Here is what Fwd.us told Think Progress:
“FWD.us is committed to showing support for elected officials who promote the policy changes needed to build the knowledge economy. Maintaining two separate entities, Americans for a Conservative Direction & the Council for American Job Growth, to support elected officials across the political spectrum – separately – means that we can more effectively communicate with targeted audiences of their constituents.”
That is corporate-speak for "talking out of both sides of your mouth."
To reiterate the basics about Keystone XL, here is a statement from the New York Times:
This page opposes the building of a 1,700-mile pipeline called the Keystone XL, which would carry diluted bitumen — an acidic crude oil — from Canada’s Alberta tar sands to the Texas Gulf Coast. We have two main concerns: the risk of oil spills along the pipeline, which would traverse highly sensitive terrain, and the fact that the extraction of petroleum from the tar sands creates far more greenhouse emissions than conventional production does...
[A report from Canada's environmental ministry] projects that Canada will double its current tar sands production over the next decade to more than 1.8 million barrels a day. That rate will mean cutting down some 740,000 acres of boreal forest — a natural carbon reservoir.
One result of this process, the ministry says, is that greenhouse gas emissions from the oil and gas sector as a whole will rise by nearly one-third from 2005 to 2020 — even as other sectors are reducing emissions.
And
more to the point:
If Canada proceeds, and we do nothing, it will be game over for the climate.
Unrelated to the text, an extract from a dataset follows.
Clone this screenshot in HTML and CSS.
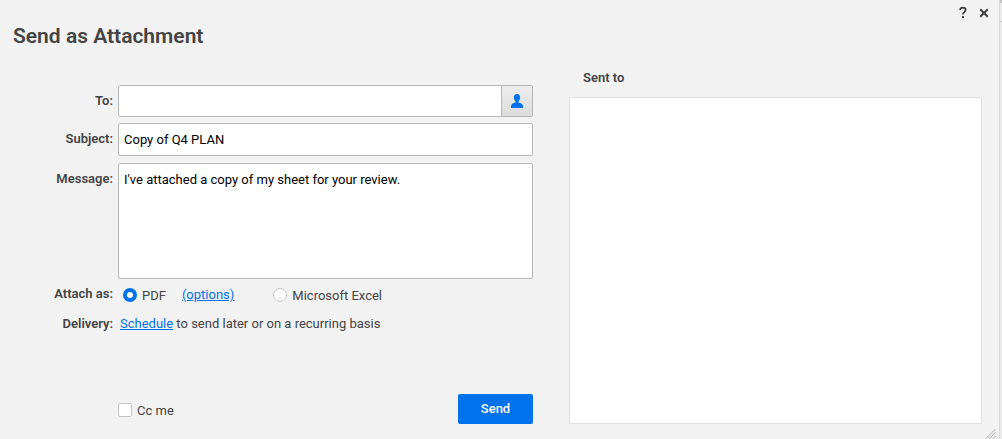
FILE: index.html
```html
<!DOCTYPE html>
<html lang="en">
<head>
<meta charset="utf-8">
<meta name="viewport" content="width=device-width, initial-scale=1">
<title>Send as Attachment</title>
<link rel="stylesheet" href="styles.css">
</head>
<body>
<main class="dialog">
  <header class="dialog-header">
    <h1 class="dialog-title">Send as Attachment</h1>
    <div class="window-controls">
      <button type="button" class="icon-button" aria-label="Help">
        <svg width="10" height="14" viewBox="0 0 10 14" fill="none" aria-hidden="true">
          <path d="M2.2 4.1C2.2 2.5 3.2 1.7 4.8 1.7S7.6 2.6 7.6 4.1C7.6 6.1 4.9 6.2 4.9 8.6" stroke="#404040" stroke-width="1.8"/>
          <rect x="4" y="10" width="2" height="2" fill="#404040"/>
        </svg>
      </button>
      <button type="button" class="icon-button" aria-label="Close">
        <svg width="10" height="10" viewBox="0 0 10 10" fill="none" aria-hidden="true">
          <path d="M1.2 1.2L8.8 8.8M8.8 1.2L1.2 8.8" stroke="#404040" stroke-width="2"/>
        </svg>
      </button>
    </div>
  </header>
  <div class="dialog-body">
    <form class="form">
      <label class="label" for="to">To:</label>
      <div class="recipient">
        <input class="recipient-input" id="to" type="text">
        <button type="button" class="contacts-button" aria-label="Select contacts">
          <svg width="14" height="14" viewBox="0 0 14 14" fill="#0073ec" aria-hidden="true">
            <path d="M7 0C9 0 10.100 1.400 10.100 3.500C10.100 5.300 9.400 6.400 8.500 7.200V8.500C11 9.200 13 10 13 12.200V14H1V12.200C1 10 3 9.200 5.500 8.500V7.200C4.600 6.400 3.900 5.300 3.900 3.500C3.900 1.400 5 0 7 0Z"/>
          </svg>
        </button>
      </div>
      <label class="label" for="subject">Subject:</label>
      <input class="field subject" id="subject" type="text" value="Copy of Q4 PLAN">
      <label class="label" for="message">Message:</label>
      <textarea class="field message" id="message">I've attached a copy of my sheet for your review.</textarea>
      <span class="label attach-label" id="attach-label">Attach as:</span>
      <div class="options" role="radiogroup" aria-labelledby="attach-label">
        <label class="choice"><input class="radio" type="radio" name="format" checked>PDF</label>
        <a class="link options-link" href="#options">(options)</a>
        <label class="choice"><input class="radio" type="radio" name="format">Microsoft Excel</label>
      </div>
      <span class="label delivery-label">Delivery:</span>
      <p class="delivery"><a class="link" href="#schedule">Schedule</a> to send later or on a recurring basis</p>
      <div class="actions">
        <label class="choice cc-choice"><input class="checkbox" type="checkbox">Cc me</label>
        <button type="submit" class="send-button">Send</button>
      </div>
    </form>
    <section class="sent" aria-labelledby="sent-title">
      <h2 class="sent-title" id="sent-title">Sent to</h2>
      <div class="sent-list"></div>
    </section>
  </div>
  <svg class="resize-grip" width="10" height="10" viewBox="0 0 10 10" fill="none" aria-hidden="true">
    <path d="M0 9.500L9.500 0M3.500 9.500L9.500 3.500M7 9.500L9.500 7" stroke="#a6a6a6" stroke-width="1"/>
  </svg>
</main>
<div class="backdrop"></div>
</body>
</html>
```
FILE: styles.css
```css
* {
  box-sizing: border-box;
}

body {
  display: flex;
  min-height: 100vh;
  margin: 0;
  background: #f2f2f2;
  color: #444;
  font: 13px/20px Roboto, sans-serif;
}

button,
input,
textarea {
  font: inherit;
}

.dialog {
  position: relative;
  display: flex;
  flex: 1;
  flex-direction: column;
  min-width: 0;
  padding: 5px 17px 15px 13px;
}

.backdrop {
  width: 3px;
  border-left: 1px solid #d8d8d8;
  background: linear-gradient(#c4c4c4 3px, #ebebeb 3px, #ebebeb 21px, #c8c8c8 21px, #c8c8c8 22px, #ebebeb 22px);
}

.dialog-header {
  display: flex;
  align-items: flex-start;
  justify-content: space-between;
  height: 60px;
}

.dialog-title {
  margin: 17px 0 0;
  font-size: 21px;
  font-weight: 600;
  line-height: 28px;
}

.window-controls {
  display: flex;
  gap: 4px;
  margin-right: -10px;
}

.icon-button {
  display: flex;
  align-items: center;
  justify-content: center;
  width: 17px;
  height: 15px;
  padding: 0;
  border: 0;
  background: none;
}

.dialog-body {
  display: grid;
  flex: 1;
  grid-template-columns: 520fr 413fr;
  gap: 36px;
}

.form {
  display: grid;
  grid-template-columns: 100px 1fr;
  grid-template-rows: 32px 34px 116px auto auto 1fr;
  gap: 6px 5px;
  padding-top: 20px;
}

.label {
  padding-top: 6px;
  font-weight: 600;
  text-align: right;
}

.attach-label {
  padding-top: 0;
  line-height: 18px;
}

.delivery-label {
  padding-top: 0;
  line-height: 22px;
}

.recipient {
  display: flex;
  overflow: hidden;
  border: 1px solid #b5b5b5;
  border-radius: 2px;
}

.recipient-input {
  flex: 1;
  min-width: 0;
  padding: 0 5px;
  border: 0;
  background: #fff;
}

.contacts-button {
  display: flex;
  align-items: center;
  justify-content: center;
  width: 31px;
  padding: 0;
  border: 0;
  border-left: 1px solid #b5b5b5;
  background: linear-gradient(#ededed, #dcdcdc);
}

.field {
  width: 100%;
  padding: 6px 5px;
  border: 1px solid #b5b5b5;
  border-radius: 2px;
  background: #fff;
  color: #000;
}

.subject {
  height: 33px;
}

.message {
  height: 116px;
  resize: none;
}

.options {
  display: flex;
  align-items: center;
  height: 22px;
  padding-left: 5px;
}

.options-link {
  margin: 0 39px 2px 16px;
}

.choice {
  display: flex;
  align-items: center;
  gap: 5px;
}

.cc-choice {
  padding-top: 4px;
}

.link {
  color: #0073ec;
}

.radio,
.checkbox {
  width: 14px;
  height: 14px;
  margin: 0 0 2px;
  border: 1px solid #c4c4c4;
  background: #fff;
  appearance: none;
}

.radio {
  border-radius: 50%;
}

.radio:checked {
  border: 4px solid #0073ec;
}

.checkbox {
  border-radius: 2px;
}

.delivery {
  margin: 0;
  padding-left: 2px;
  line-height: 22px;
}

.actions {
  display: flex;
  grid-column: 2;
  align-items: center;
  align-self: end;
  justify-content: space-between;
}

.send-button {
  width: 75px;
  height: 30px;
  padding: 0;
  border: 0;
  border-radius: 2px;
  background: #0073ec;
  color: #fff;
  font-weight: 500;
}

.sent {
  display: flex;
  flex-direction: column;
}

.sent-title {
  margin: 3px 14px 9px;
  font-size: 13px;
  font-weight: 600;
  line-height: 20px;
}

.sent-list {
  flex: 1;
  border: 1px solid #e0e0e0;
  background: #fff;
}

.resize-grip {
  position: absolute;
  right: 3px;
  bottom: 0;
}
```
Canada’s tar sands, deposits of sand saturated with bitumen, contain twice the amount of carbon dioxide emitted by global oil use in our entire history. If we were to fully exploit this new oil source, and continue to burn our conventional oil, gas and coal supplies, concentrations of carbon dioxide in the atmosphere eventually would reach levels higher than in the Pliocene era, more than 2.5 million years ago, when sea level was at least 50 feet higher than it is now. That level of heat-trapping gases would assure that the disintegration of the ice sheets would accelerate out of control. Sea levels would rise and destroy coastal cities. Global temperatures would become intolerable. Twenty to 50 percent of the planet’s species would be driven to extinction. Civilization would be at risk.
* *
Over the next several decades, the Western United States and the semi-arid region from North Dakota to Texas will develop semi-permanent drought, with rain, when it does come, occurring in extreme events with heavy flooding. Economic losses would be incalculable. More and more of the Midwest would be a dust bowl. California’s Central Valley could no longer be irrigated. Food prices would rise to unprecedented levels.